Updated: March 10, 2013 6:10AM



Years ago, when I was a reporter for a newspaper in Las Vegas, I encountered a family living in a homeless shelter.

The family — a husband, wife and their four children — had lost everything because of the husband’s gambling habit.

“When I lost the rent money, I decided it was time to go back to the casino and win it back,” the father explained.

The parents took more risks in trying to win their money back, but instead they became destitute.

That’s increasingly the mind-set that officials of Illinois’ five public pension funds have in investing their members’ pension money. They are turning more to risky investments in an effort to achieve higher returns and boost the funds.

For example, the Teachers’ Retirement System, the largest of the five funds, holds more than $1 billion in junk bonds, formally known as sub-investment grade securities.

More than 14 percent of the TRS bond portfolio is tied up in junk bonds, according to its comprehensive annual financial report for 2012.

Companies in financial distress issue these types of bonds and try to lure investors by offering the higher interest rates that go along with higher risk. Of course, if the company goes bust, investors lose everything.

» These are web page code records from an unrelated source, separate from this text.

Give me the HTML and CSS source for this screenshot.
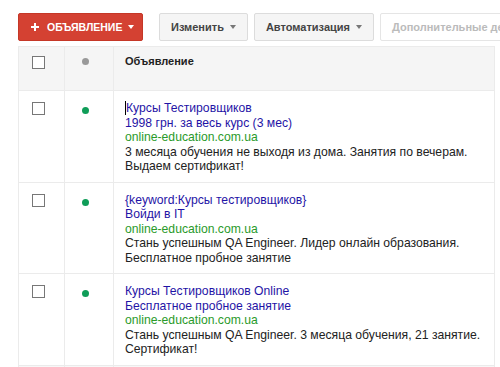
FILE: index.html
```html
<!DOCTYPE html>
<html lang="ru">
<head>
    <meta charset="UTF-8">
    <meta name="viewport" content="width=device-width, initial-scale=1.0">
    <title>Объявления</title>
    <link rel="stylesheet" href="styles.css">
</head>
<body>
    <div class="toolbar">
        <button class="btn btn-red">
            <svg class="plus" width="8" height="8" viewBox="0 0 8 8"><path d="M3 0h2v3h3v2H5v3H3V5H0V3h3z" fill="#fff"/></svg>
            ОБЪЯВЛЕНИЕ<span class="caret"></span>
        </button>
        <div class="sep"></div>
        <button class="btn">Изменить<span class="caret"></span></button>
        <button class="btn">Автоматизация<span class="caret"></span></button>
        <button class="btn btn-disabled">Дополнительные действия</button>
    </div>

    <table class="ads">
        <tr class="head">
            <td class="c-check"><span class="box"></span></td>
            <td class="c-dot"><span class="dot gray"></span></td>
            <td class="c-ad">Объявление</td>
        </tr>
        <tr>
            <td class="c-check"><span class="box"></span></td>
            <td class="c-dot"><span class="dot"></span></td>
            <td class="c-ad">
                <div class="title"><span class="cursor"></span>Курсы Тестировщиков</div>
                <div class="title">1998 грн. за весь курс (3 мес)</div>
                <div class="url">online-education.com.ua</div>
                <div class="desc">3 месяца обучения не выходя из дома. Занятия по вечерам. Выдаем сертификат!</div>
            </td>
        </tr>
        <tr>
            <td class="c-check"><span class="box"></span></td>
            <td class="c-dot"><span class="dot"></span></td>
            <td class="c-ad">
                <div class="title">{keyword:Курсы тестировщиков}</div>
                <div class="title">Войди в IT</div>
                <div class="url">online-education.com.ua</div>
                <div class="desc">Стань успешным QA Engineer. Лидер онлайн образования. Бесплатное пробное занятие</div>
            </td>
        </tr>
        <tr>
            <td class="c-check"><span class="box"></span></td>
            <td class="c-dot"><span class="dot"></span></td>
            <td class="c-ad">
                <div class="title">Курсы Тестировщиков Online</div>
                <div class="title">Бесплатное пробное занятие</div>
                <div class="url">online-education.com.ua</div>
                <div class="desc">Стань успешным QA Engineer. 3 месяца обучения, 21 занятие. Сертификат!</div>
            </td>
        </tr>
        <tr class="next">
            <td class="c-check"></td>
            <td class="c-dot"></td>
            <td class="c-ad"></td>
        </tr>
    </table>
</body>
</html>
```

FILE: styles.css
```css
body {
    margin: 0;
    font-family: Arial, "Liberation Sans", sans-serif;
    background: #fff;
    overflow: hidden;
}
.toolbar {
    display: flex;
    align-items: center;
    padding: 13px 0 0 18px;
    white-space: nowrap;
    height: 28px;
}
.btn {
    display: flex;
    align-items: center;
    height: 28px;
    padding: 0 11px;
    margin-right: 6px;
    border: 1px solid #dcdcdc;
    border-radius: 2px;
    background: #f5f5f5;
    color: #444;
    font-family: Arial, "Liberation Sans", sans-serif;
    font-size: 11px;
    font-weight: bold;
    flex-shrink: 0;
}
.btn-red {
    width: 125px;
    padding: 0 0 0 12px;
    background: #d44132;
    border-color: #c53727;
    color: #fff;
    margin-right: 0;
    font-size: 10.5px;
}
.plus {
    margin-right: 8px;
}
.caret {
    width: 0;
    height: 0;
    margin-left: 6px;
    border-left: 3.5px solid transparent;
    border-right: 3.5px solid transparent;
    border-top: 4px solid #777;
}
.btn-red .caret {
    border-top-color: #fff;
}
.sep {
    width: 1px;
    height: 28px;
    background: #e5e5e5;
    margin: 0 8px;
}
.btn-disabled {
    background: #fff;
    border-color: #e5e5e5;
    color: #bbb;
}
.ads {
    margin: 5px 0 0 18px;
    width: 477px;
    border-collapse: collapse;
    font-size: 12.2px;
    line-height: 14.5px;
}
.ads td {
    border: 1px solid #ebebeb;
    vertical-align: top;
    padding: 0;
}
.head td {
    background: #f5f5f5;
}
.c-check {
    width: 45px;
    padding-top: 11px !important;
}
.head .c-check {
    padding-top: 9px !important;
}
.c-check .box {
    display: block;
    width: 11px;
    height: 11px;
    margin-left: 13px;
    border: 1px solid #777;
    background: #fff;
}
.c-dot {
    width: 48px;
}
.dot {
    display: block;
    width: 7px;
    height: 7px;
    border-radius: 50%;
    background: #0f9d58;
    margin: 16px 0 0 17px;
}
.dot.gray {
    background: #999;
    margin-top: 11px;
}
.c-ad {
    padding: 10px 10px 8px 11px !important;
    color: #222;
}
.head .c-ad {
    font-weight: bold;
    font-size: 11px;
    line-height: 15px;
    padding: 7px 10px 21px 11px !important;
}
.title {
    color: #1f14a6;
}
.url {
    color: #2a9a2a;
}
.desc {
    color: #222;
}
.cursor {
    display: inline-block;
    width: 1px;
    height: 14px;
    background: #000;
    vertical-align: -3px;
}
.next td {
    height: 20px;
    background: #f7f7f7;
}
```
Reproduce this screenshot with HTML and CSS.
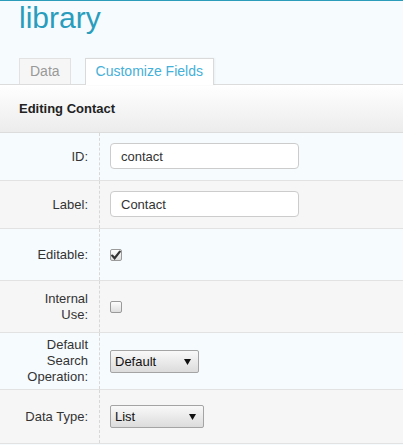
FILE: index.html
```html
<!DOCTYPE html>
<html>
<head>
<meta charset="utf-8">
<link rel="stylesheet" href="styles.css">
</head>
<body>
<div class="page">
  <h1 class="title">library</h1>
  <div class="tabs">
    <a class="tab">Data</a>
    <a class="tab tab-active">Customize Fields</a>
  </div>
  <div class="panel-head">Editing Contact</div>
  <div class="form">
    <div class="row row-blue">
      <label class="lbl">ID:</label>
      <div class="val"><input class="text" type="text" value="contact"></div>
    </div>
    <div class="row row-gray">
      <label class="lbl">Label:</label>
      <div class="val"><input class="text" type="text" value="Contact"></div>
    </div>
    <div class="row row-blue row-check">
      <label class="lbl">Editable:</label>
      <div class="val"><input class="check" type="checkbox" checked></div>
    </div>
    <div class="row row-gray row-check">
      <label class="lbl">Internal Use:</label>
      <div class="val"><input class="check" type="checkbox"></div>
    </div>
    <div class="row row-blue row-select">
      <label class="lbl">Default Search Operation:</label>
      <div class="val">
        <span class="sel sel-op"><select><option>Default</option></select><svg class="arrow" width="7" height="6" viewBox="0 0 7 6"><path d="M0 0h7L3.5 6z" fill="#111"/></svg></span>
      </div>
    </div>
    <div class="row row-gray row-select">
      <label class="lbl">Data Type:</label>
      <div class="val">
        <span class="sel sel-type"><select><option>List</option></select><svg class="arrow" width="7" height="6" viewBox="0 0 7 6"><path d="M0 0h7L3.5 6z" fill="#111"/></svg></span>
      </div>
    </div>
  </div>
</div>
</body>
</html>
```

FILE: styles.css
```css
html, body {
  margin: 0;
  padding: 0;
  background: #f6fbfe;
  font-family: "Liberation Sans", Arial, sans-serif;
  font-size: 13px;
  color: #333;
}
.page {
  border-top: 1px solid #2b9dbb;
}
.title {
  margin: 0;
  padding-left: 19px;
  font-size: 30px;
  line-height: 34px;
  font-weight: normal;
  color: #2a9dbd;
}
.tabs {
  display: flex;
  align-items: flex-end;
  gap: 14px;
  margin-top: 23px;
  padding-left: 19px;
  border-bottom: 1px solid #dcdcdc;
}
.tab {
  display: block;
  padding: 0 10px;
  line-height: 25px;
  font-size: 14px;
  border: 1px solid #e2e2e2;
  border-bottom: none;
  background: #f6f6f6;
  color: #999;
}
.tab-active {
  background: #fff;
  color: #45b0d8;
  border-color: #dadada;
  padding-bottom: 1px;
  margin-bottom: -1px;
  box-shadow: 1px 0 2px rgba(0,0,0,0.05);
}
.panel-head {
  height: 47px;
  line-height: 48px;
  padding-left: 19px;
  font-weight: bold;
  color: #222;
  background: linear-gradient(#ffffff, #ececec);
  border-bottom: 1px solid #dcdcdc;
}
.row {
  display: flex;
  min-height: 47px;
  border-bottom: 1px solid #e2e2e2;
}
.row-blue { background: #f6fbfe; }
.row-gray { background: #f6f6f6; }
.row-check { min-height: 51px; }
.row-select { min-height: 53px; }
.lbl {
  box-sizing: border-box;
  width: 99px;
  flex: none;
  padding: 4px 11px 4px 24px;
  text-align: right;
  line-height: 16px;
  display: flex;
  align-items: center;
  justify-content: flex-end;
}
.val {
  flex: 1;
  border-left: 1px dashed #d8d8d8;
  padding-left: 10px;
  display: flex;
  align-items: center;
}
.text {
  box-sizing: border-box;
  width: 189px;
  height: 26px;
  margin: 0 0 1px 0;
  padding: 0 10px;
  border: 1px solid #cccccc;
  border-radius: 4px;
  background: #fff;
  font-family: "Liberation Sans", Arial, sans-serif;
  font-size: 13px;
  color: #333;
  outline: none;
}
.check {
  -webkit-appearance: none;
  appearance: none;
  box-sizing: border-box;
  width: 12px;
  height: 12px;
  margin: 0;
  border: 1px solid #9a9a9a;
  border-radius: 2px;
  background: linear-gradient(#fdfdfd, #dedede);
}
.check:checked {
  background: url("data:image/svg+xml;utf8,<svg xmlns='http://www.w3.org/2000/svg' width='10' height='10' viewBox='0 0 10 10'><path d='M1.2 5.6 L3.6 8.2 L8.8 1.6' stroke='%23333' stroke-width='2.2' fill='none' stroke-linecap='round'/></svg>") center / 10px 10px no-repeat, linear-gradient(#fdfdfd, #dedede);
}
.sel {
  position: relative;
  display: inline-block;
}
.sel select {
  -webkit-appearance: none;
  appearance: none;
  box-sizing: border-box;
  height: 23px;
  margin: 0;
  padding: 0 0 0 4px;
  border: 1px solid #a4a4a4;
  border-radius: 2px;
  background: linear-gradient(#f9f9f9, #dcdcdc);
  font-family: "Liberation Sans", Arial, sans-serif;
  font-size: 13px;
  color: #111;
  outline: none;
}
.sel-op select { width: 89px; }
.sel-type select { width: 94px; }
.arrow {
  position: absolute;
  right: 8px;
  top: 9px;
  pointer-events: none;
}
```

I don’t know about you, but I wouldn’t want to put any of my retirement savings in this type of investment vehicle. But apparently the folks who oversee TRS and the other state pension funds think it’s a perfectly fine place to assign their members’ retirement savings.

The real problem is that Illinois’ pension systems are severely underfunded, the result of the Legislature not making the state’s required annual pension contribution for many years.

The numbers vary regarding the state’s long-term, unfunded pension liability but they are staggering — more than $200 billion, according to new accounting standards.

So those handling investments for the pension funds are feeling greater pressure to get higher returns. And if those riskier investments go south, Illinois taxpayers will be asked to make up the difference by the state contributing more from its budget toward pensions.

Investment losses are one factor in a complex formula that pension funds use when determining how much tax money to request from the Legislature each year.

It should frustrate not just teachers but all state workers and Illinois taxpayers as well that their money is being placed in high-risk investments.

Even more frightening is that legislation has been introduced to make state taxpayers explicitly responsible for pension systems’ shortfalls. Do taxpayers really want to be guaranteeing junk bonds?

So who can be trusted? I, for one, believe in the individual.

Eighty-five percent of private-sector workers don’t have traditional pensions (known as defined-benefit plans) that state employees enjoy.

They use IRAs, 401(k) plans and other defined-contribution plans to make investment decisions for themselves.

Why not government workers as well?

Scott Reeder is a veteran statehouse reporter and the journalist-in-residence at the Illinois Policy Institute, a nonprofit research group that supports the free market and limited government.